Florida Court of Appeal Rules That Universities Cannot Prohibit Guns in Cars on Campus

From the court of appeal's en banc majority opinion in Florida Carry, Inc. v. University of North Florida:

At issue in this case is whether a state university may prohibit the carrying of a securely encased firearm within a motor vehicle that is parked in a university campus parking lot. We hold that the legislature has not delegated its authority under the Florida Constitution to regulate the manner of bearing arms to the state universities and reverse the orders on appeal.  
. . .  
UNF maintained that the regulation was authorized under section 790.115(2)(a)3., Florida Statutes (2011), which provides that firearms may not be possessed on school property except when securely encased in a vehicle, but that “school districts” may adopt policies to waive the secure encasement exception. The appellants countered that UNF was not a “school district;” therefore, it was not authorized to waive the exception and prohibit firearms in vehicles on its campus.  
After hearings on the motions, the trial court denied the appellants’ motion for temporary injunction and granted the appellees’ motion to dismiss.

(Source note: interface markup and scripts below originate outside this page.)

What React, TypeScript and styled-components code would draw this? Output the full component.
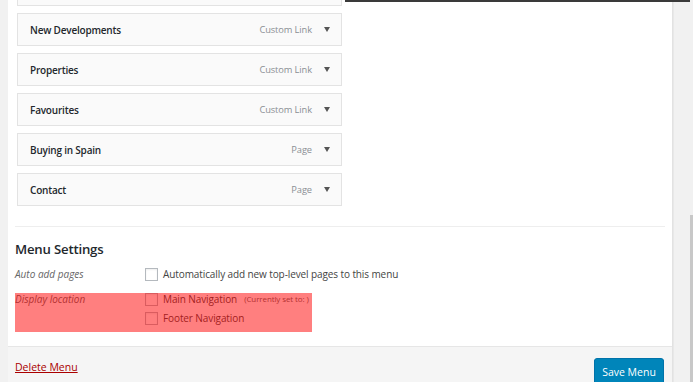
import React from 'react';
import styled, { createGlobalStyle } from 'styled-components';

const GlobalStyle = createGlobalStyle`
  html, body {
    margin: 0;
    padding: 0;
    width: 693px;
    height: 382px;
    overflow: hidden;
    background: #f1f1f1;
    font-family: 'Open Sans', 'Noto Sans', sans-serif;
  }
`;

const Screen = styled.div`
  position: relative;
  display: flex;
  width: 693px;
  height: 382px;
  overflow: hidden;
`;

const TopEdge = styled.div`
  position: absolute;
  top: 0;
  left: 345px;
  width: 345px;
  height: 2px;
  background: #3a3a3a;
`;

const Gutter = styled.div`
  width: 8px;
  flex-shrink: 0;
  background: #f1f1f1;
`;

const Panel = styled.div`
  width: 665px;
  flex-shrink: 0;
  display: flex;
  flex-direction: column;
  border-right: 1px solid #e2e2e2;
  box-sizing: border-box;
`;

const Body = styled.div`
  background: #fff;
  padding: 0 7px;
  border-bottom: 1px solid #e6e6e6;
  height: 347px;
  flex-shrink: 0;
  box-sizing: border-box;
`;

const ItemList = styled.ul`
  list-style: none;
  margin: -27px 0 0 2px;
  padding: 0;
  width: 325px;
  display: flex;
  flex-direction: column;
  gap: 7px;
`;

const Item = styled.li`
  height: 33px;
  box-sizing: border-box;
  display: flex;
  align-items: center;
  padding: 0 11px 0 12px;
  background: #fafafa;
  border: 1px solid #e3e3e3;
`;

const ItemTitle = styled.span`
  flex: 1;
  font-size: 10px;
  font-weight: 600;
  color: #23282d;
  letter-spacing: -0.2px;
`;

const ItemType = styled.span`
  font-size: 9.3px;
  color: #8a8f94;
  margin-right: 12px;
  letter-spacing: -0.1px;
`;

const Arrow = styled.span`
  width: 0;
  height: 0;
  border-left: 3.5px solid transparent;
  border-right: 3.5px solid transparent;
  border-top: 5px solid #555;
`;

const Divider = styled.hr`
  border: none;
  border-top: 1px solid #eeeeee;
  margin: 20px 0 0;
`;

const Heading = styled.h3`
  margin: 12px 0 6px;
  font-size: 13.2px;
  font-weight: 600;
  color: #23282d;
  letter-spacing: -0.2px;
  line-height: 20px;
`;

const SettingRow = styled.div`
  display: grid;
  grid-template-columns: 130px 1fr;
  margin-bottom: 7px;
`;

const SettingLabel = styled.span`
  font-size: 10px;
  font-style: italic;
  color: #666;
  line-height: 18px;
`;

const Options = styled.div`
  display: flex;
  flex-direction: column;
  gap: 1px;
`;

const Option = styled.label`
  display: flex;
  align-items: center;
  gap: 5px;
  font-size: 10px;
  color: #444;
  line-height: 18px;
  letter-spacing: -0.1px;
`;

const Box = styled.span`
  width: 11px;
  height: 11px;
  border: 1px solid #b4b9be;
  background: #fff;
  box-shadow: inset 0 1px 2px rgba(0, 0, 0, 0.07);
`;

const Note = styled.span`
  font-size: 8px;
  color: #666;
  margin-left: 2px;
`;

const Highlight = styled.div`
  position: absolute;
  left: 15px;
  top: 293px;
  width: 297px;
  height: 39px;
  background: rgba(255, 0, 0, 0.5);
  pointer-events: none;
`;

const Footer = styled.div`
  flex: 1;
  min-height: 0;
  background: #f5f5f5;
  display: flex;
  align-items: flex-start;
  justify-content: space-between;
  padding: 11px 8px 0 7px;
`;

const DeleteLink = styled.a`
  font-size: 10.5px;
  color: #a00;
  text-decoration: underline;
  line-height: 18px;
  cursor: pointer;
`;

const SaveButton = styled.button`
  font-family: inherit;
  font-size: 10.5px;
  color: #fff;
  background: #0085ba;
  border: 1px solid #0073aa;
  border-radius: 3px;
  box-shadow: 0 1px 0 #006799;
  height: 28px;
  width: 70px;
  padding: 0;
  flex-shrink: 0;
`;

const RightRail = styled.div`
  position: relative;
  flex: 1;
  background: #f1f1f1;
  border-left: 1px solid #e8e8e8;
`;

const ScrollThumb = styled.div`
  position: absolute;
  right: 0;
  top: 215px;
  width: 3px;
  bottom: 0;
  background: #c8c8c8;
`;

type MenuItem = { title: string; type: string };

const items: MenuItem[] = [
  { title: 'New Developments', type: 'Custom Link' },
  { title: 'Properties', type: 'Custom Link' },
  { title: 'Favourites', type: 'Custom Link' },
  { title: 'Buying in Spain', type: 'Page' },
  { title: 'Contact', type: 'Page' },
];

export default function App() {
  return (
    <>
      <GlobalStyle />
      <Screen>
        <Gutter />
        <Panel>
          <Body>
            <ItemList>
              {/* item scrolled above the top edge; only its lower border shows */}
              <Item aria-hidden />
              {items.map((it) => (
                <Item key={it.title}>
                  <ItemTitle>{it.title}</ItemTitle>
                  <ItemType>{it.type}</ItemType>
                  <Arrow />
                </Item>
              ))}
            </ItemList>
            <Divider />
            <Heading>Menu Settings</Heading>
            <SettingRow>
              <SettingLabel>Auto add pages</SettingLabel>
              <Options>
                <Option>
                  <Box />
                  Automatically add new top-level pages to this menu
                </Option>
              </Options>
            </SettingRow>
            <SettingRow>
              <SettingLabel>Display location</SettingLabel>
              <Options>
                <Option>
                  <Box />
                  Main Navigation <Note>(Currently set to: )</Note>
                </Option>
                <Option>
                  <Box />
                  Footer Navigation
                </Option>
              </Options>
            </SettingRow>
          </Body>
          <Footer>
            <DeleteLink>Delete Menu</DeleteLink>
            <SaveButton>Save Menu</SaveButton>
          </Footer>
        </Panel>
        <RightRail>
          <ScrollThumb />
        </RightRail>
        <Highlight />
        <TopEdge />
      </Screen>
    </>
  );
}
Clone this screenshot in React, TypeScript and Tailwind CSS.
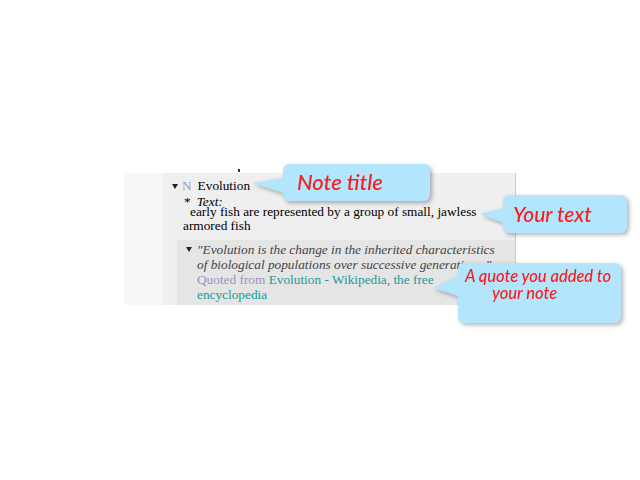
import React from 'react';

const Tri = ({ className }: { className: string }) => (
  <svg viewBox="0 0 6 5" className={className}>
    <polygon points="0,0 6,0 3,5" fill="currentColor" />
  </svg>
);

export default function App() {
  return (
    <div className="relative w-[640px] h-[480px] overflow-hidden bg-white pt-[173px] font-['Liberation_Serif',serif] text-[13.3px] text-black">
      {/* Outline panel */}
      <div className="ml-[124px] flex w-[392px] h-[132px]">
        <div className="w-[39px] bg-[#f7f7f7]" />
        <div className="flex-1 bg-[#efefef] border-r border-[#c8c8c8] pt-[5px]">
          {/* Note title row */}
          <div className="flex items-center h-[16px] leading-[16px] pl-[9px]">
            <Tri className="w-[6px] h-[5px] mr-[4px] text-[#222]" />
            <span className="text-[#9a9ac0]">N</span>
            <span className="ml-[6px]">Evolution</span>
          </div>

          {/* Text label */}
          <div className="flex h-[11px] leading-[16px] pl-[21px]">
            <span>*</span>
            <span className="ml-[6px] italic">Text:</span>
          </div>

          {/* Note text */}
          <div className="pl-[20px] leading-[14px]">
            <div className="pl-[7px]">early fish are represented by a group of small, jawless</div>
            <div>armored fish</div>
          </div>

          {/* Quote */}
          <div className="mt-[7px] ml-[14px] flex bg-[#e5e5e5] pt-[2px] pb-[3px] pl-[9px] leading-[15px]">
            <Tri className="mt-[5px] w-[6px] h-[5px] mr-[5px] shrink-0 text-[#222]" />
            <div>
              <div className="italic text-[#444]">"Evolution is the change in the inherited characteristics</div>
              <div className="italic text-[#444]">of biological populations over successive generations."</div>
              <div>
                <span className="text-[#9a92c4]">Quoted from </span>
                <span className="text-[#1a9a98]">Evolution - Wikipedia, the free</span>
              </div>
              <div className="text-[#1a9a98]">encyclopedia</div>
            </div>
          </div>
        </div>
      </div>

      {/* clipped descender from the row above */}
      <div className="absolute left-[238px] top-[169px] w-[2px] h-[3px] bg-[#333]" />

      {/* Callout: Note title */}
      <div className="absolute left-[250px] top-[164px] flex drop-shadow-[2px_2px_2px_rgba(0,0,0,0.3)]">
        <svg width="33" height="37" className="block shrink-0">
          <polygon points="2,19 33,14 33,29" fill="#b3e5fc" />
        </svg>
        <div className="w-[147px] h-[37px] rounded-[6px] bg-[#b3e5fc] pl-[14px] pt-[4px] font-['Lato',sans-serif] italic font-medium text-[22px] leading-[28px] text-[#ff1a1a]">
          Note title
        </div>
      </div>

      {/* Callout: Your text */}
      <div className="absolute left-[478px] top-[195px] flex drop-shadow-[2px_2px_2px_rgba(0,0,0,0.3)]">
        <svg width="25" height="38" className="block shrink-0">
          <polygon points="2,19 25,13 25,28" fill="#b3e5fc" />
        </svg>
        <div className="w-[124px] h-[38px] rounded-[6px] bg-[#b3e5fc] pl-[10px] pt-[5px] font-['Lato',sans-serif] italic font-medium text-[21px] leading-[28px] text-[#ff1a1a]">
          Your text
        </div>
      </div>

      {/* Callout: quote */}
      <div className="absolute left-[431px] top-[263px] flex drop-shadow-[2px_2px_2px_rgba(0,0,0,0.3)]">
        <svg width="27" height="60" className="block shrink-0">
          <polygon points="2,25 27,13 27,33" fill="#b3e5fc" />
        </svg>
        <div className="w-[163px] h-[60px] rounded-[6px] bg-[#b3e5fc] pt-[5px] font-['Lato',sans-serif] italic font-medium text-[16.5px] leading-[17px] text-[#ff1a1a]">
          <div className="pl-[7px]">A quote you added to</div>
          <div className="pl-[34px]">your note</div>
        </div>
      </div>
    </div>
  );
}
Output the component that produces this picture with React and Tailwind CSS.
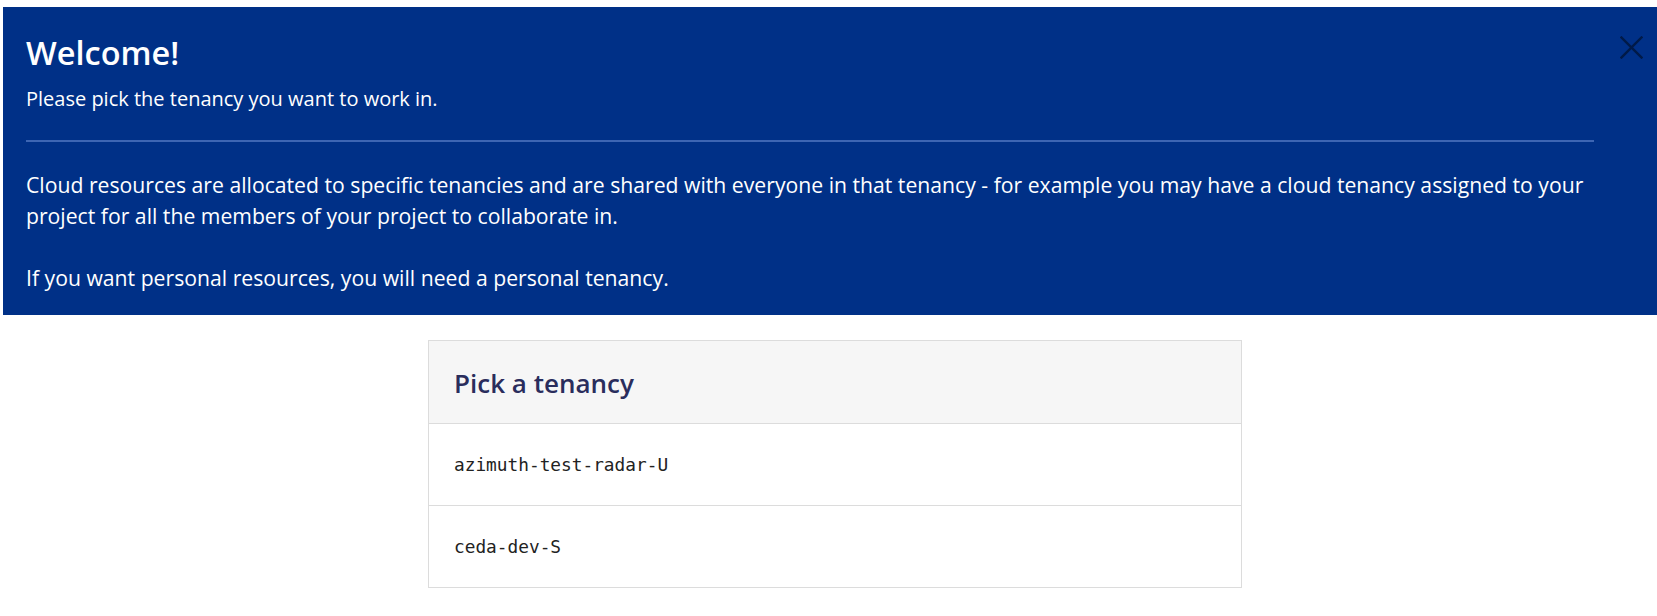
import React from 'react';

// Bandeau de bienvenue + choix du tenancy
const tenancies = ['azimuth-test-radar-U', 'ceda-dev-S'];

function CloseIcon() {
    return (
        <svg width="23" height="23" viewBox="0 0 23 23" fill="none" stroke="currentColor" strokeWidth="2.4" strokeLinecap="square">
            <path d="M1.5 1.5 L21.5 21.5" />
            <path d="M21.5 1.5 L1.5 21.5" />
        </svg>
    );
}

export default function App() {
    return (
        <div className="min-h-[616px] bg-white font-['Open_Sans','Liberation_Sans',sans-serif] pt-[7px]">
            {/* Welcome banner */}
            <div className="relative ml-[3px] bg-[#003087] text-white pl-[23px] pr-[63px] pt-[27px] pb-[21px]">
                <button className="absolute top-[29px] right-[14px] text-[#001a48]">
                    <CloseIcon />
                </button>

                <h1 className="text-[32.5px] leading-[38px] font-semibold">Welcome!</h1>
                <p className="mt-[12px] text-[20px] leading-[30px]">Please pick the tenancy you want to work in.</p>

                <hr className="mt-[26px] border-0 h-[2px] bg-[#3d65b3]" />

                <p className="mt-[28px] text-[21.2px] leading-[30.5px]">
                    Cloud resources are allocated to specific tenancies and are shared with everyone in that tenancy - for example you may have a cloud tenancy assigned to your project for all the members of your project to collaborate in.
                </p>
                <p className="mt-[32px] text-[21.2px] leading-[30.5px]">
                    If you want personal resources, you will need a personal tenancy.
                </p>
            </div>

            {/* Tenancy list */}
            <div className="mt-[25px] ml-[428px] w-[814px] border border-[#dcdcdc]">
                <div className="bg-[#f6f6f6] px-[25px] pt-[25px] pb-[23px] border-b border-[#dcdcdc]">
                    <h2 className="text-[26px] leading-[34px] font-semibold text-[#2a2d5c]">Pick a tenancy</h2>
                </div>
                {tenancies.map((t, i) => (
                    <div
                        key={t}
                        className={`px-[25px] py-[28px] ${i < tenancies.length - 1 ? 'border-b border-[#dcdcdc]' : ''}`}
                    >
                        <span className="font-['DejaVu_Sans_Mono',monospace] text-[17.8px] leading-[25px] text-[#222]">{t}</span>
                    </div>
                ))}
            </div>
        </div>
    );
}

The trial court reasoned that applying the appellants’ definition of “school district” to section 790.115 would permit only public schools to regulate firearms on their property and frustrate the clearly expressed intent of the legislature to cover all schools as the term “school” was broadly defined in section 790.115(2)(a). 

The case turns on the distinction between the terms "school" and "school district."  While "school" is defined broadly in the statute, "school district" is a narrower term.  The court noted that "school district" is a term in the Florida state constitution, and that the constitution specifies that "school districts" are public schools governed by school boards -- and separate from the state university system.

Based on the last paper that I read on the subject, 19 states give universities the discretion to ban firearms on their campuses, and nearly all universities elect to do so.  Here, it looks like the Florida state legislature never purported to grant full discretion to universities -- the state statute banned firearms on school property, but had an exception for firearms kept in vehicles, and the question was whether Florida universities could enact policies holding that this exception would not apply to their campuses.  Under this ruling, the power to determine that the vehicle exception does not apply to school property is reserved only for school districts, and not state universities.